■ Source records:
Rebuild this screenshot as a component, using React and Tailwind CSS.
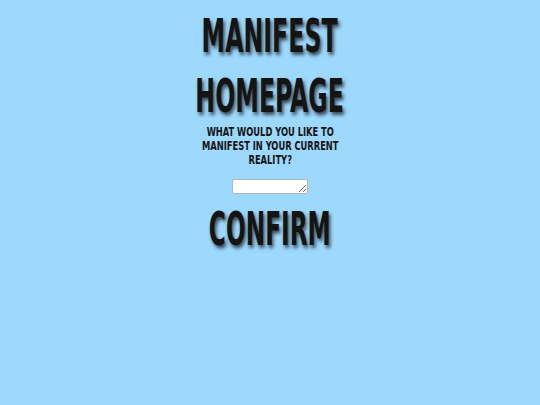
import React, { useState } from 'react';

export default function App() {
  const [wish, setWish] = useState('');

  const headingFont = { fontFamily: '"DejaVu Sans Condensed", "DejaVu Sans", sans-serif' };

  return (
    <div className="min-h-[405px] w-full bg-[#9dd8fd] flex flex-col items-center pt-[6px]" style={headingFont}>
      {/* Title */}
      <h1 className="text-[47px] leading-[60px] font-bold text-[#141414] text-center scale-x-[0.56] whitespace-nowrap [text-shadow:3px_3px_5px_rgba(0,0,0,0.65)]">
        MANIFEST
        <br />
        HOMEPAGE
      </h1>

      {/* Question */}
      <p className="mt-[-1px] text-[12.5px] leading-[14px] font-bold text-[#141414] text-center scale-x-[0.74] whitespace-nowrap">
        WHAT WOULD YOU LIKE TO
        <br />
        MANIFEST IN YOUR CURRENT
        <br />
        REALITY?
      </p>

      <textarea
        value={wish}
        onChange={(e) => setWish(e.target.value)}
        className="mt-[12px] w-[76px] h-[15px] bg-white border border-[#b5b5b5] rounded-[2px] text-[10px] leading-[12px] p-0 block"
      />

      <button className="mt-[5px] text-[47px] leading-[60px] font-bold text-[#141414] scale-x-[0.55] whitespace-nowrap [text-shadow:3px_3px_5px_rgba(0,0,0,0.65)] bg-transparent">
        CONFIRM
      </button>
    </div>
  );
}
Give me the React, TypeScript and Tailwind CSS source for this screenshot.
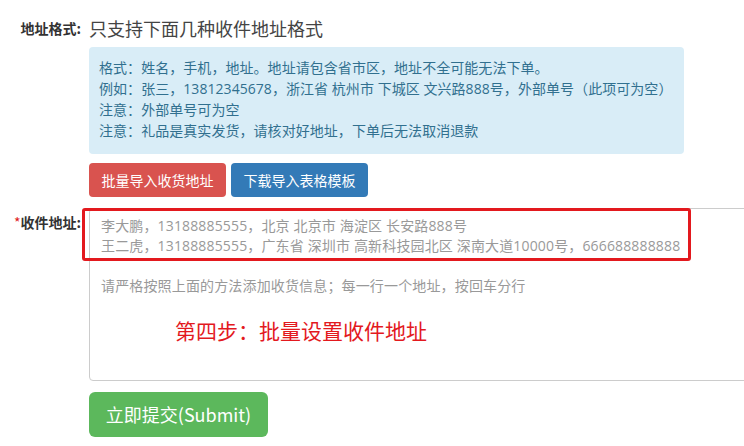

■ Do this: Restate the listing above word for word, and skip the pictures.

■ Complete output:
Rebuild this screenshot as a component, using React and Tailwind CSS.
import React, { useState } from 'react';

export default function App() {
  const [wish, setWish] = useState('');

  const headingFont = { fontFamily: '"DejaVu Sans Condensed", "DejaVu Sans", sans-serif' };

  return (
    <div className="min-h-[405px] w-full bg-[#9dd8fd] flex flex-col items-center pt-[6px]" style={headingFont}>
      {/* Title */}
      <h1 className="text-[47px] leading-[60px] font-bold text-[#141414] text-center scale-x-[0.56] whitespace-nowrap [text-shadow:3px_3px_5px_rgba(0,0,0,0.65)]">
        MANIFEST
        <br />
        HOMEPAGE
      </h1>

      {/* Question */}
      <p className="mt-[-1px] text-[12.5px] leading-[14px] font-bold text-[#141414] text-center scale-x-[0.74] whitespace-nowrap">
        WHAT WOULD YOU LIKE TO
        <br />
        MANIFEST IN YOUR CURRENT
        <br />
        REALITY?
      </p>

      <textarea
        value={wish}
        onChange={(e) => setWish(e.target.value)}
        className="mt-[12px] w-[76px] h-[15px] bg-white border border-[#b5b5b5] rounded-[2px] text-[10px] leading-[12px] p-0 block"
      />

      <button className="mt-[5px] text-[47px] leading-[60px] font-bold text-[#141414] scale-x-[0.55] whitespace-nowrap [text-shadow:3px_3px_5px_rgba(0,0,0,0.65)] bg-transparent">
        CONFIRM
      </button>
    </div>
  );
}
Give me the React, TypeScript and Tailwind CSS source for this screenshot.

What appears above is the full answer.